(Description of the task) In this exercise, return the whole listing exactly, excluding any images.

(Dataset extract)
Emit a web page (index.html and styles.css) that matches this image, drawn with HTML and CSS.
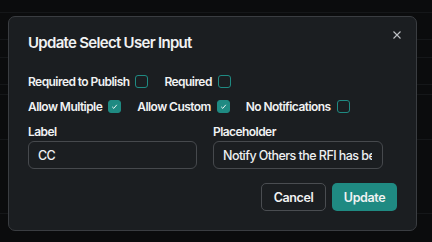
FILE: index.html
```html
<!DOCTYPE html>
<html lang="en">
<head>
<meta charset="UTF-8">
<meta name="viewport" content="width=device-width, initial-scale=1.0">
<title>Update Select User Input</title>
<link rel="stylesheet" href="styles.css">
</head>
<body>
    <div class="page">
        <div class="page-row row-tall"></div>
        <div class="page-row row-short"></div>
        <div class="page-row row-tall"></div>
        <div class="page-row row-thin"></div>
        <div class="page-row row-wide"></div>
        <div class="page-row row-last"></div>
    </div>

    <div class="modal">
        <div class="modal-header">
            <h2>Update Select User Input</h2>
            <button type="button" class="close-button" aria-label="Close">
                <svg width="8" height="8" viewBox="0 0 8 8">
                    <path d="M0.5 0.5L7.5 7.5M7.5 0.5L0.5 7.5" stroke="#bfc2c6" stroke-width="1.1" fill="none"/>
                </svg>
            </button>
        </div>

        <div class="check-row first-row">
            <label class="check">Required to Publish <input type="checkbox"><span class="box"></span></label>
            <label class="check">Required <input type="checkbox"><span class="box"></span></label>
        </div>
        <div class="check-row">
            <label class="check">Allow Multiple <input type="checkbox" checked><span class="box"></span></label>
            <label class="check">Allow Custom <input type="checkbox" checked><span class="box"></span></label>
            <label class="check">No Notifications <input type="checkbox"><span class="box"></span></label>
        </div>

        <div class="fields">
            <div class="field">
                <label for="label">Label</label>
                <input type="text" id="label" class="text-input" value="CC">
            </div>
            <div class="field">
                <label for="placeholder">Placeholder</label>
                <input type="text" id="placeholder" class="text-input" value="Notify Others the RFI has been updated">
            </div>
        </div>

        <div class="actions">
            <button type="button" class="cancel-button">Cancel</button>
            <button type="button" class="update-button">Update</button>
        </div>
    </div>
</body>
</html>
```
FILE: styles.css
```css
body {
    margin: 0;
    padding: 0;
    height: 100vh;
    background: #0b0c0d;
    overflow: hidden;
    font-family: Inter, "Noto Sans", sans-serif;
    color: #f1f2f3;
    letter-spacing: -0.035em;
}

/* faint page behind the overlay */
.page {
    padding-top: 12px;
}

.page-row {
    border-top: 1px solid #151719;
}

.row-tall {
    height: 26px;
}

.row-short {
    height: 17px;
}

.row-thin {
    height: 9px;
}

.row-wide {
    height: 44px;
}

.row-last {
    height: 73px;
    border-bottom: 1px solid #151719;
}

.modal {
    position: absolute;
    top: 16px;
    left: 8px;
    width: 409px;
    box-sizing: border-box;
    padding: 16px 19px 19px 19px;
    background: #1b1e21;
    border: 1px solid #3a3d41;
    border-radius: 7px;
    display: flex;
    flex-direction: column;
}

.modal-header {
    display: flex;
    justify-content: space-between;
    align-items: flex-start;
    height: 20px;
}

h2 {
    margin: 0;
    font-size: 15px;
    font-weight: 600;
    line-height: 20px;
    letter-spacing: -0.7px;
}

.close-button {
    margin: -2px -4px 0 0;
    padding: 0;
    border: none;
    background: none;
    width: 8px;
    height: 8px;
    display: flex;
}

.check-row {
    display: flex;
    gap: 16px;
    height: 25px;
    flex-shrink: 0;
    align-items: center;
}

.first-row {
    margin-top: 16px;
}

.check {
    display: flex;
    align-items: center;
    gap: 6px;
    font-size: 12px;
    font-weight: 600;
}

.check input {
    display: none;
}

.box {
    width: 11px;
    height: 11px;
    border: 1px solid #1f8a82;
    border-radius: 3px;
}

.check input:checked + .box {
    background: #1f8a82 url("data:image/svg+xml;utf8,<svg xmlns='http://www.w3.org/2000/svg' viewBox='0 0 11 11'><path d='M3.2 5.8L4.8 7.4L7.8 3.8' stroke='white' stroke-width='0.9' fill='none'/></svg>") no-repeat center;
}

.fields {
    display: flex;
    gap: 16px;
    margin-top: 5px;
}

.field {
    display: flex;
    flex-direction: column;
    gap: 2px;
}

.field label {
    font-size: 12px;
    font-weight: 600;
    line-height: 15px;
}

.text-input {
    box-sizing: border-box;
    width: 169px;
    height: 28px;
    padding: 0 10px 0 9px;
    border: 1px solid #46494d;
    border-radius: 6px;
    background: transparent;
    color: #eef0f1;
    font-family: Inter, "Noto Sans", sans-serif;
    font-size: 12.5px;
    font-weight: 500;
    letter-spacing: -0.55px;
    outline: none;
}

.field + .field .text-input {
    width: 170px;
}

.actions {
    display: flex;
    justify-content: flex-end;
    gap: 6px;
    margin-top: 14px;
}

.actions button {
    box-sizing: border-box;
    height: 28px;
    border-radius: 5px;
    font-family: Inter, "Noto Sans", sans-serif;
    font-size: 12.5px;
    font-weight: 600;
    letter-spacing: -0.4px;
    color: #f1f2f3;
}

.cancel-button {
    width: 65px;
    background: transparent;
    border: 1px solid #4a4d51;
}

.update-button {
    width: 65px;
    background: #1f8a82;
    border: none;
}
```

(Answer below)
Emit a web page (index.html and styles.css) that matches this image, drawn with HTML and CSS.
FILE: index.html
```html
<!DOCTYPE html>
<html lang="en">
<head>
<meta charset="UTF-8">
<meta name="viewport" content="width=device-width, initial-scale=1.0">
<title>Update Select User Input</title>
<link rel="stylesheet" href="styles.css">
</head>
<body>
    <div class="page">
        <div class="page-row row-tall"></div>
        <div class="page-row row-short"></div>
        <div class="page-row row-tall"></div>
        <div class="page-row row-thin"></div>
        <div class="page-row row-wide"></div>
        <div class="page-row row-last"></div>
    </div>

    <div class="modal">
        <div class="modal-header">
            <h2>Update Select User Input</h2>
            <button type="button" class="close-button" aria-label="Close">
                <svg width="8" height="8" viewBox="0 0 8 8">
                    <path d="M0.5 0.5L7.5 7.5M7.5 0.5L0.5 7.5" stroke="#bfc2c6" stroke-width="1.1" fill="none"/>
                </svg>
            </button>
        </div>

        <div class="check-row first-row">
            <label class="check">Required to Publish <input type="checkbox"><span class="box"></span></label>
            <label class="check">Required <input type="checkbox"><span class="box"></span></label>
        </div>
        <div class="check-row">
            <label class="check">Allow Multiple <input type="checkbox" checked><span class="box"></span></label>
            <label class="check">Allow Custom <input type="checkbox" checked><span class="box"></span></label>
            <label class="check">No Notifications <input type="checkbox"><span class="box"></span></label>
        </div>

        <div class="fields">
            <div class="field">
                <label for="label">Label</label>
                <input type="text" id="label" class="text-input" value="CC">
            </div>
            <div class="field">
                <label for="placeholder">Placeholder</label>
                <input type="text" id="placeholder" class="text-input" value="Notify Others the RFI has been updated">
            </div>
        </div>

        <div class="actions">
            <button type="button" class="cancel-button">Cancel</button>
            <button type="button" class="update-button">Update</button>
        </div>
    </div>
</body>
</html>
```
FILE: styles.css
```css
body {
    margin: 0;
    padding: 0;
    height: 100vh;
    background: #0b0c0d;
    overflow: hidden;
    font-family: Inter, "Noto Sans", sans-serif;
    color: #f1f2f3;
    letter-spacing: -0.035em;
}

/* faint page behind the overlay */
.page {
    padding-top: 12px;
}

.page-row {
    border-top: 1px solid #151719;
}

.row-tall {
    height: 26px;
}

.row-short {
    height: 17px;
}

.row-thin {
    height: 9px;
}

.row-wide {
    height: 44px;
}

.row-last {
    height: 73px;
    border-bottom: 1px solid #151719;
}

.modal {
    position: absolute;
    top: 16px;
    left: 8px;
    width: 409px;
    box-sizing: border-box;
    padding: 16px 19px 19px 19px;
    background: #1b1e21;
    border: 1px solid #3a3d41;
    border-radius: 7px;
    display: flex;
    flex-direction: column;
}

.modal-header {
    display: flex;
    justify-content: space-between;
    align-items: flex-start;
    height: 20px;
}

h2 {
    margin: 0;
    font-size: 15px;
    font-weight: 600;
    line-height: 20px;
    letter-spacing: -0.7px;
}

.close-button {
    margin: -2px -4px 0 0;
    padding: 0;
    border: none;
    background: none;
    width: 8px;
    height: 8px;
    display: flex;
}

.check-row {
    display: flex;
    gap: 16px;
    height: 25px;
    flex-shrink: 0;
    align-items: center;
}

.first-row {
    margin-top: 16px;
}

.check {
    display: flex;
    align-items: center;
    gap: 6px;
    font-size: 12px;
    font-weight: 600;
}

.check input {
    display: none;
}

.box {
    width: 11px;
    height: 11px;
    border: 1px solid #1f8a82;
    border-radius: 3px;
}

.check input:checked + .box {
    background: #1f8a82 url("data:image/svg+xml;utf8,<svg xmlns='http://www.w3.org/2000/svg' viewBox='0 0 11 11'><path d='M3.2 5.8L4.8 7.4L7.8 3.8' stroke='white' stroke-width='0.9' fill='none'/></svg>") no-repeat center;
}

.fields {
    display: flex;
    gap: 16px;
    margin-top: 5px;
}

.field {
    display: flex;
    flex-direction: column;
    gap: 2px;
}

.field label {
    font-size: 12px;
    font-weight: 600;
    line-height: 15px;
}

.text-input {
    box-sizing: border-box;
    width: 169px;
    height: 28px;
    padding: 0 10px 0 9px;
    border: 1px solid #46494d;
    border-radius: 6px;
    background: transparent;
    color: #eef0f1;
    font-family: Inter, "Noto Sans", sans-serif;
    font-size: 12.5px;
    font-weight: 500;
    letter-spacing: -0.55px;
    outline: none;
}

.field + .field .text-input {
    width: 170px;
}

.actions {
    display: flex;
    justify-content: flex-end;
    gap: 6px;
    margin-top: 14px;
}

.actions button {
    box-sizing: border-box;
    height: 28px;
    border-radius: 5px;
    font-family: Inter, "Noto Sans", sans-serif;
    font-size: 12.5px;
    font-weight: 600;
    letter-spacing: -0.4px;
    color: #f1f2f3;
}

.cancel-button {
    width: 65px;
    background: transparent;
    border: 1px solid #4a4d51;
}

.update-button {
    width: 65px;
    background: #1f8a82;
    border: none;
}
```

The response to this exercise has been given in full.